Looking beyond enforcement, the terms used to describe the usage of copyrighted material are simply too strict. To hack past technological barriers created to protect private property is considered illegal, even if it is done in order to use the material under "fair use" provisions. In order to quote, comment or parody a copyrighted work, online service providers will now pass judgement based on their personal interpretation of the law. When The Nation was sued by Harper & Row Publishers for using too many words from Gerald Ford's autobiography to discuss Cambodian policy, at least they were able to take it all the way to the Supreme Court. When individuals are censored and the burden of proof is laid on them, will they be able to afford legal proceedings? As large media companies continue to redefine our previously entitled rights, the window of opportunity for the expression of alternative voices continues to diminish.

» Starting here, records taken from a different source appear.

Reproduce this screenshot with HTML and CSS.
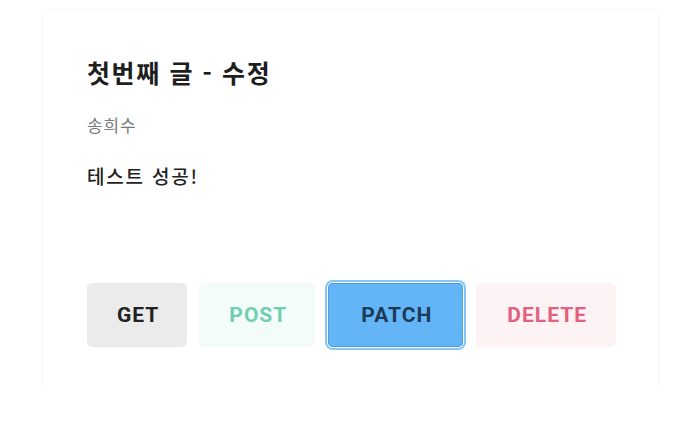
FILE: index.html
```html
<!DOCTYPE html>
<html lang="ko">
<head>
<meta charset="utf-8">
<link rel="stylesheet" href="styles.css">
</head>
<body>
<div class="card">
  <h1 class="title">첫번째 글 - 수정</h1>
  <p class="author">송희수</p>
  <p class="content">테스트 성공!</p>
  <div class="actions">
    <button class="btn btn-get">GET</button>
    <button class="btn btn-post">POST</button>
    <button class="btn btn-patch">PATCH</button>
    <button class="btn btn-delete">DELETE</button>
  </div>
</div>
</body>
</html>
```

FILE: styles.css
```css
html, body {
  margin: 0;
  padding: 0;
  background: #ffffff;
}
body {
  font-family: Roboto, "Noto Sans CJK KR", sans-serif;
  padding: 10px 34px 0 43px;
}
.card {
  box-sizing: border-box;
  width: 615px;
  height: 378px;
  padding: 44px 44px 41px;
  background: #ffffff;
  border-radius: 4px;
  box-shadow: 0 0 3px rgba(0, 0, 0, 0.06), 0 1px 2px rgba(0, 0, 0, 0.03);
  display: flex;
  flex-direction: column;
}
.title {
  margin: 0;
  font-family: "Noto Sans CJK KR", sans-serif;
  font-size: 25px;
  line-height: 36px;
  letter-spacing: 1.6px;
  font-weight: 700;
  color: #1e1e1e;
}
.author {
  margin: 23px 0 0;
  font-family: "Noto Sans CJK KR", sans-serif;
  font-size: 17px;
  line-height: 24px;
  letter-spacing: 0.8px;
  color: #7a7a7a;
}
.content {
  margin: 27px 0 0;
  font-family: "Noto Sans CJK KR", sans-serif;
  font-size: 19px;
  line-height: 24px;
  letter-spacing: 1.8px;
  font-weight: 500;
  color: #222222;
}
.actions {
  margin-top: auto;
  display: flex;
  gap: 12px;
}
.btn {
  height: 64px;
  padding: 0 28px 0 30px;
  border: none;
  border-radius: 5px;
  font-family: Roboto, sans-serif;
  font-size: 21px;
  font-weight: 700;
  letter-spacing: 1px;
  cursor: pointer;
}
.btn-get {
  background: #ebebeb;
  color: #222222;
}
.btn-post {
  background: #f3fcf9;
  color: #6fd0b1;
}
.btn-patch {
  padding: 0 31px 0 33px;
  margin-left: 1px;
  margin-right: 1px;
  background: #64b5f6;
  color: #1b3a58;
  box-shadow: inset 0 0 0 1px #4a9de0, 0 0 0 1px #ffffff, 0 0 0 3px #86c6f7;
}
.btn-delete {
  padding: 0 29px 0 31px;
  background: #fdf2f4;
  color: #e1617f;
}
```
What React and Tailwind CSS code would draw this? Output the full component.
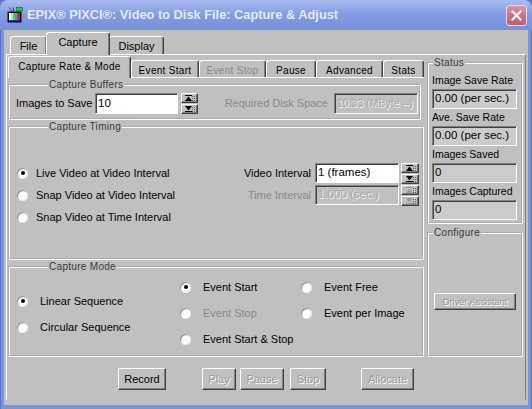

The fragmentary nature of the Internet allows for the expression of many diverse perspectives. Not only should these perspectives find articulation, but they also provide necessary alternatives to the mainstream media. Since the medium is fiscally accessible and removes the need for distribution, it is fertile ground for all movements that seek an instant and broad audience. This decentralized, many-to-many architecture is a legitimate threat to the control that major media companies have over the information marketplace. With the emergence of online activists and alternative news sources, the government must fear that the Internet is too pure of a democracy and cannot be governed by capitalism alone. If these latest initiatives to censor and centralize online communications are not challenged, Congress will have moved us closer to sealing the medium's fate. As voices that stray from the chorus are tempered to be suitable for a sandbox, this inherently democratic model will become the corporate theme park and virtual mall that all businessmen dream of. The only thing that will remain interactive is our ability to purchase.